What is expected ▸
Repeat the material verbatim and drop the pictures.

Raw data ▸

○ ○ ○

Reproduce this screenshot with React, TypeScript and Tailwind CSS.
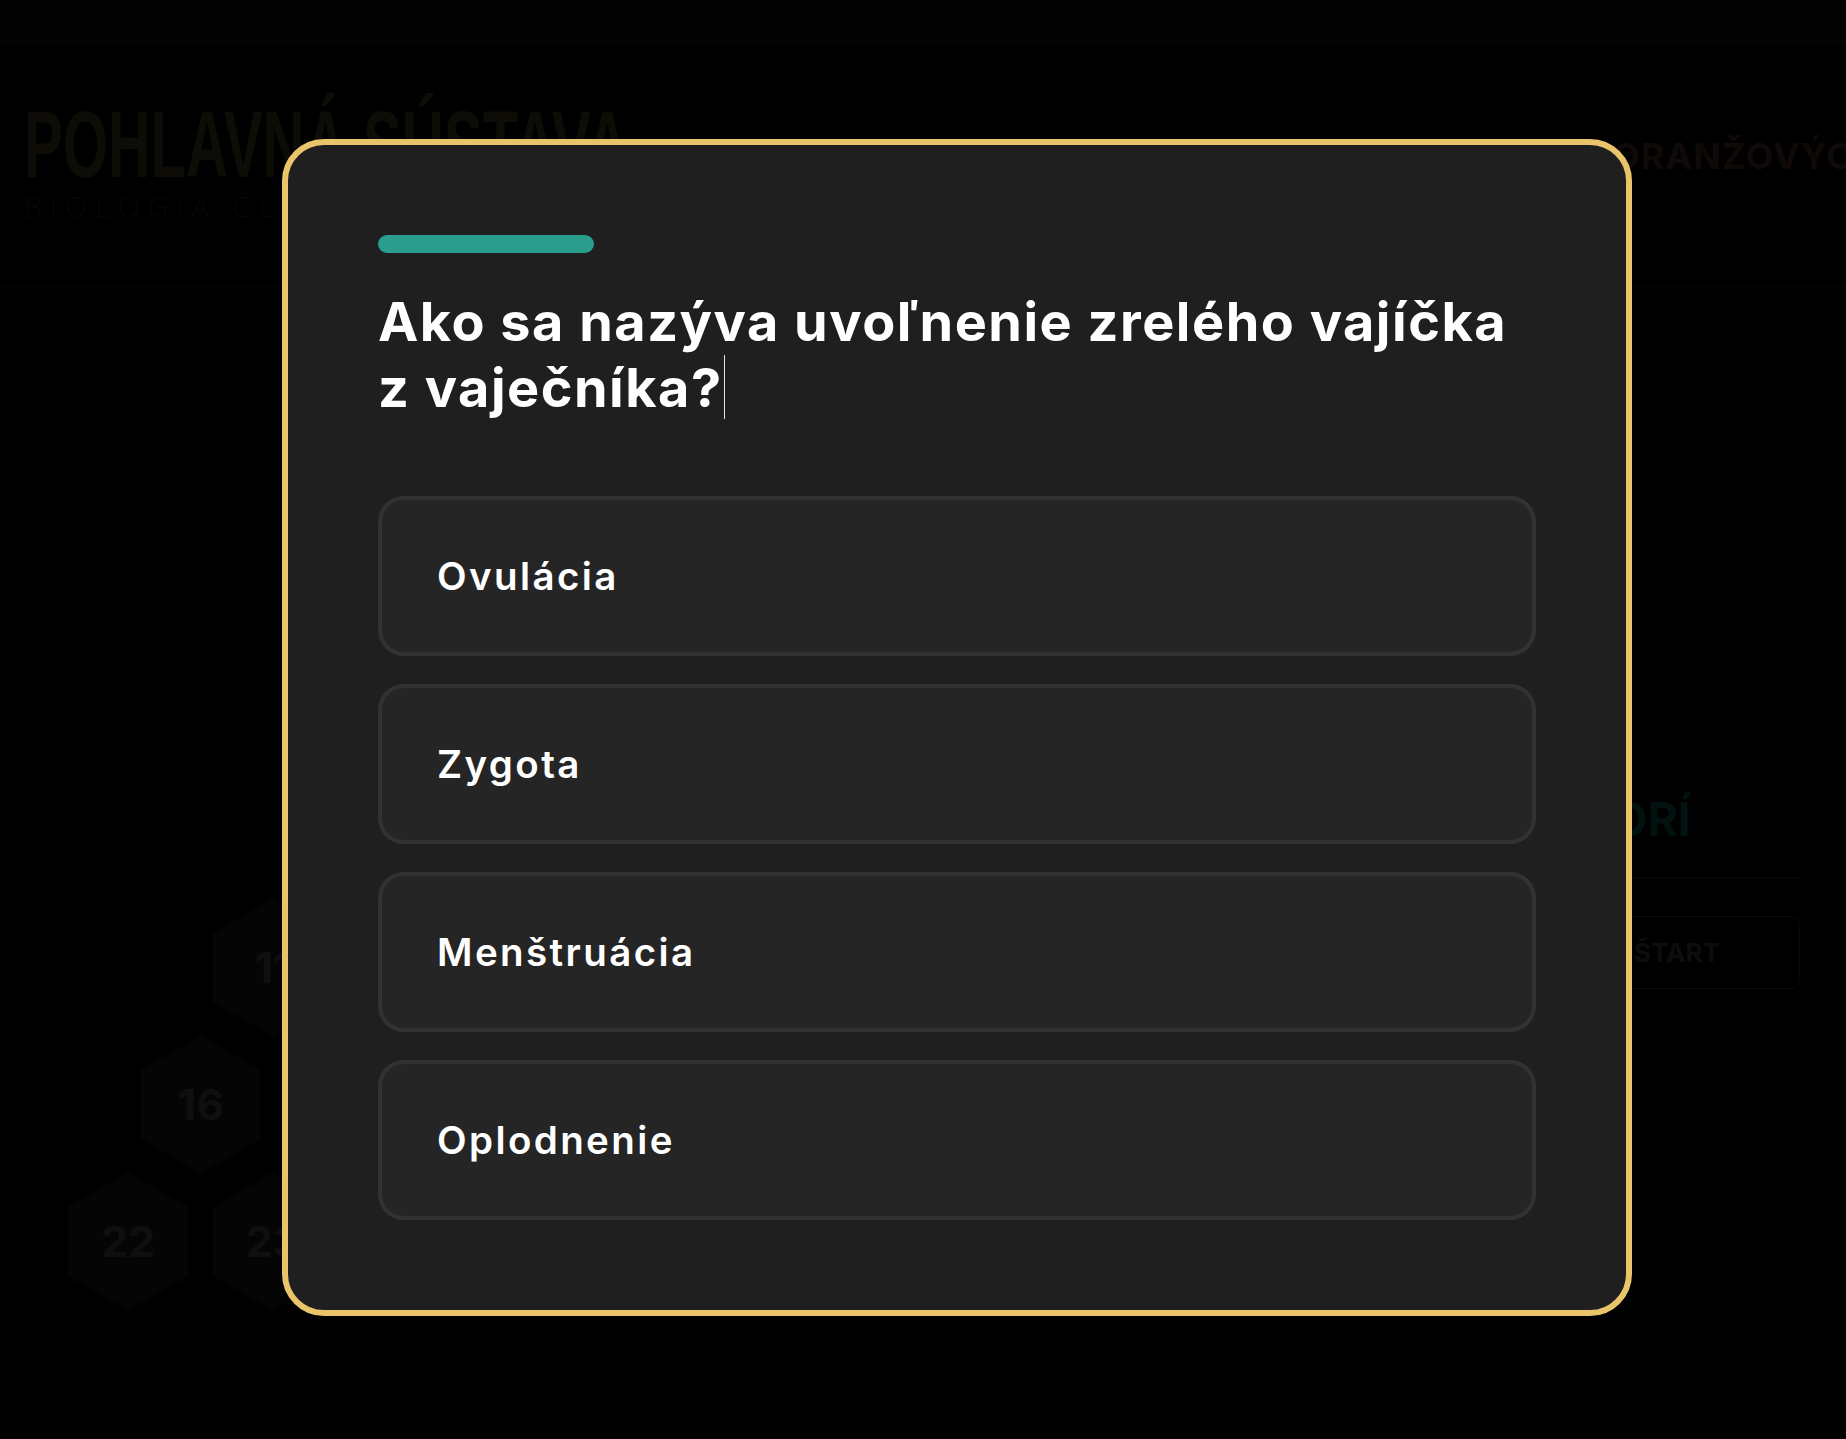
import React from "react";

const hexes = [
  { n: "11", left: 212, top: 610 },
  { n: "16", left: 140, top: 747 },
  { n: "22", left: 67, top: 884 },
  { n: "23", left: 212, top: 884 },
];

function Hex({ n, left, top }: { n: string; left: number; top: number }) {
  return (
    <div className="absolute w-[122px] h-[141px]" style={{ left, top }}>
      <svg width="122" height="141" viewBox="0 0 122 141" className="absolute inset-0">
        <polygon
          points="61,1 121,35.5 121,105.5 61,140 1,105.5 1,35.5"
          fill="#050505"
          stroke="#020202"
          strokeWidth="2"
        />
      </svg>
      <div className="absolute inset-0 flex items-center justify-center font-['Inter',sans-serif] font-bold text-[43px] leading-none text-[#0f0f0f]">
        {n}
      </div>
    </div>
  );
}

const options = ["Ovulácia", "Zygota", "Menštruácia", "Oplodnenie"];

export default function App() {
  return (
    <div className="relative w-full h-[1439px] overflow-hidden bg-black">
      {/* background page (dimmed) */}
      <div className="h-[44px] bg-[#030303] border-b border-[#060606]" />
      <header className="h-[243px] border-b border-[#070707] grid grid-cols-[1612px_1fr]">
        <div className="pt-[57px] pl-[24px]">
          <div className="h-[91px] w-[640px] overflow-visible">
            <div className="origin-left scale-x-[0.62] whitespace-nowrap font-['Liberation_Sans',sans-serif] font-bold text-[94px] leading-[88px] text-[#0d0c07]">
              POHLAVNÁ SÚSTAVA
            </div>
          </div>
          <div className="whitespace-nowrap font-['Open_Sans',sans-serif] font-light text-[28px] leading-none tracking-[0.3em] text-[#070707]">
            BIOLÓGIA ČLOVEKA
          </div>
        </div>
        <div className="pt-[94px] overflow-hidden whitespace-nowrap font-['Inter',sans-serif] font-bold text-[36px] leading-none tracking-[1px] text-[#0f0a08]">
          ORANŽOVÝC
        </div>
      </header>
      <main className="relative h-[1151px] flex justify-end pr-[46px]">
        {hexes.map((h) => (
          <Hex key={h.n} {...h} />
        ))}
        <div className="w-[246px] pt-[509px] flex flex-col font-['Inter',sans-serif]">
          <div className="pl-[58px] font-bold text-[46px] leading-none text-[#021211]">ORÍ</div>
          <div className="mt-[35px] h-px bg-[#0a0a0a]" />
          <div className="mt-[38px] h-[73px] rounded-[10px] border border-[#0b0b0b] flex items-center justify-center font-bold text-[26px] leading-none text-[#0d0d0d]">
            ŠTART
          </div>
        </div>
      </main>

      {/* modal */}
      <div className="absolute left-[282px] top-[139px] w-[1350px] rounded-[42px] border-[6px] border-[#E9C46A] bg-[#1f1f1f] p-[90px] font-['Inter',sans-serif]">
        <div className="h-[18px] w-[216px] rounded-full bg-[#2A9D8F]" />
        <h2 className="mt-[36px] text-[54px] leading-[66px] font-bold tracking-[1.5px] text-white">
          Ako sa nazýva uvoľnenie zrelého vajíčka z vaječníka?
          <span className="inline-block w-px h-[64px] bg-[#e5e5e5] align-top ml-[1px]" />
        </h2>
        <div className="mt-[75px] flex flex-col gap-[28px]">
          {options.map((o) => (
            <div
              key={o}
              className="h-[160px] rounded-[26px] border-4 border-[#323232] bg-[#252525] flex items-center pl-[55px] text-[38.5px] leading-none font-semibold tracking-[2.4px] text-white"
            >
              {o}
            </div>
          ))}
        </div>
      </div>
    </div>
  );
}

○ ○ ○

Task solution ▸
Reproduce this screenshot with React, TypeScript and Tailwind CSS.
import React from "react";

const hexes = [
  { n: "11", left: 212, top: 610 },
  { n: "16", left: 140, top: 747 },
  { n: "22", left: 67, top: 884 },
  { n: "23", left: 212, top: 884 },
];

function Hex({ n, left, top }: { n: string; left: number; top: number }) {
  return (
    <div className="absolute w-[122px] h-[141px]" style={{ left, top }}>
      <svg width="122" height="141" viewBox="0 0 122 141" className="absolute inset-0">
        <polygon
          points="61,1 121,35.5 121,105.5 61,140 1,105.5 1,35.5"
          fill="#050505"
          stroke="#020202"
          strokeWidth="2"
        />
      </svg>
      <div className="absolute inset-0 flex items-center justify-center font-['Inter',sans-serif] font-bold text-[43px] leading-none text-[#0f0f0f]">
        {n}
      </div>
    </div>
  );
}

const options = ["Ovulácia", "Zygota", "Menštruácia", "Oplodnenie"];

export default function App() {
  return (
    <div className="relative w-full h-[1439px] overflow-hidden bg-black">
      {/* background page (dimmed) */}
      <div className="h-[44px] bg-[#030303] border-b border-[#060606]" />
      <header className="h-[243px] border-b border-[#070707] grid grid-cols-[1612px_1fr]">
        <div className="pt-[57px] pl-[24px]">
          <div className="h-[91px] w-[640px] overflow-visible">
            <div className="origin-left scale-x-[0.62] whitespace-nowrap font-['Liberation_Sans',sans-serif] font-bold text-[94px] leading-[88px] text-[#0d0c07]">
              POHLAVNÁ SÚSTAVA
            </div>
          </div>
          <div className="whitespace-nowrap font-['Open_Sans',sans-serif] font-light text-[28px] leading-none tracking-[0.3em] text-[#070707]">
            BIOLÓGIA ČLOVEKA
          </div>
        </div>
        <div className="pt-[94px] overflow-hidden whitespace-nowrap font-['Inter',sans-serif] font-bold text-[36px] leading-none tracking-[1px] text-[#0f0a08]">
          ORANŽOVÝC
        </div>
      </header>
      <main className="relative h-[1151px] flex justify-end pr-[46px]">
        {hexes.map((h) => (
          <Hex key={h.n} {...h} />
        ))}
        <div className="w-[246px] pt-[509px] flex flex-col font-['Inter',sans-serif]">
          <div className="pl-[58px] font-bold text-[46px] leading-none text-[#021211]">ORÍ</div>
          <div className="mt-[35px] h-px bg-[#0a0a0a]" />
          <div className="mt-[38px] h-[73px] rounded-[10px] border border-[#0b0b0b] flex items-center justify-center font-bold text-[26px] leading-none text-[#0d0d0d]">
            ŠTART
          </div>
        </div>
      </main>

      {/* modal */}
      <div className="absolute left-[282px] top-[139px] w-[1350px] rounded-[42px] border-[6px] border-[#E9C46A] bg-[#1f1f1f] p-[90px] font-['Inter',sans-serif]">
        <div className="h-[18px] w-[216px] rounded-full bg-[#2A9D8F]" />
        <h2 className="mt-[36px] text-[54px] leading-[66px] font-bold tracking-[1.5px] text-white">
          Ako sa nazýva uvoľnenie zrelého vajíčka z vaječníka?
          <span className="inline-block w-px h-[64px] bg-[#e5e5e5] align-top ml-[1px]" />
        </h2>
        <div className="mt-[75px] flex flex-col gap-[28px]">
          {options.map((o) => (
            <div
              key={o}
              className="h-[160px] rounded-[26px] border-4 border-[#323232] bg-[#252525] flex items-center pl-[55px] text-[38.5px] leading-none font-semibold tracking-[2.4px] text-white"
            >
              {o}
            </div>
          ))}
        </div>
      </div>
    </div>
  );
}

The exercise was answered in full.